A second boundary this project has enabled me to address is that implicitly made between critical thinking at the secondary and post-secondary levels. It seems to me that students at pre-university level have the capacity to engage with Shakespeare’s most profound ideas, and performance rather than reading, on its own, allows them to do this. I think the most engaged forms of critical reading are also essentially creative – but when you involve the body and actors’ emotions it triggers a rush of perceptual ability, which completely transforms the written page.
Because the remit of the Festival gave us the freedom to re-interpret Shakespeare, we also looked at connections between the parallel universes which quantum physics allows us to think may be possible, and our stageplot.
We didn’t know, going into it, how successful the project was going to be. But this is what I think we discovered.
That Shakespeare is so “act-able” (we made up this word because no other seemed to do) because he deals in fundamentals.
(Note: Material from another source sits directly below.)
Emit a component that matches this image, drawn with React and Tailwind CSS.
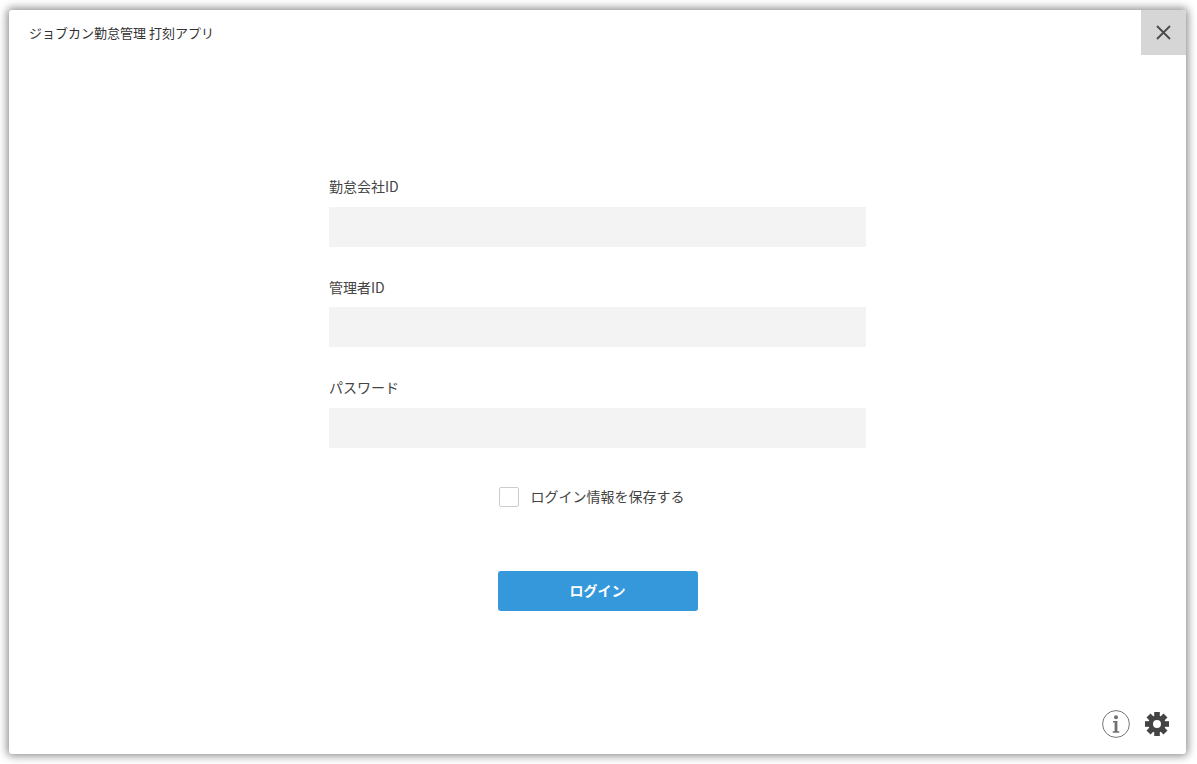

Love is irrational and it can happen in a second (Orlando meeting Rosalind, Celia meeting Oliver), sibling relationships run the gamut between love and hate (Orlando and Oliver). What would have taken several classes to explain and theorise more conventionally was instinctively apprehended by the students, and then presented in performance.
In presenting on my work at the Third International Conference for English Language Teacher Educators and Teachers 2013 organised by the British Council and EFLU (the English and Foreign Languages University) in Hyderabad earlier this year, I had mentioned theatre exercises based on situations and vocabulary from “As You Like It.” A very senior scholar based in the USA put the question “Why Shakespeare?” I think he was putting the question that post-colonial theorists still ask – namely, can we separate Shakespeare from the Eurocentrism that continues to colour the syllabi of modern India (at the pre-university level there are three educational boards which predominate, and which do certainly focus on Anglo-American writers at least as much as on Indian writers)?
I think the answer to this necessarily lies beyond (though, of course, it doesn’t exclude) classroom discussions. The central thing we need to know about a playwright is – does s/he work? Has s/he produced a stageworthy experience?
If, four hundred and fifty years after his own time, Shakespeare can continue to move and connect with a group of teenagers, I think the answer to the question – “Why Shakespeare?” – is simply this. Because he is profoundly “act-able.” He works, at levels which actors vastly separated from him by time, experience and heritage, can both grasp and demonstrate. And, perhaps, the best argument with which to take on the cultural supremacist view is to simply show that groups of people across space and time, can and do connect with Shakespeare’s legacy. He is, of course, a national icon but he is also something more – a global one.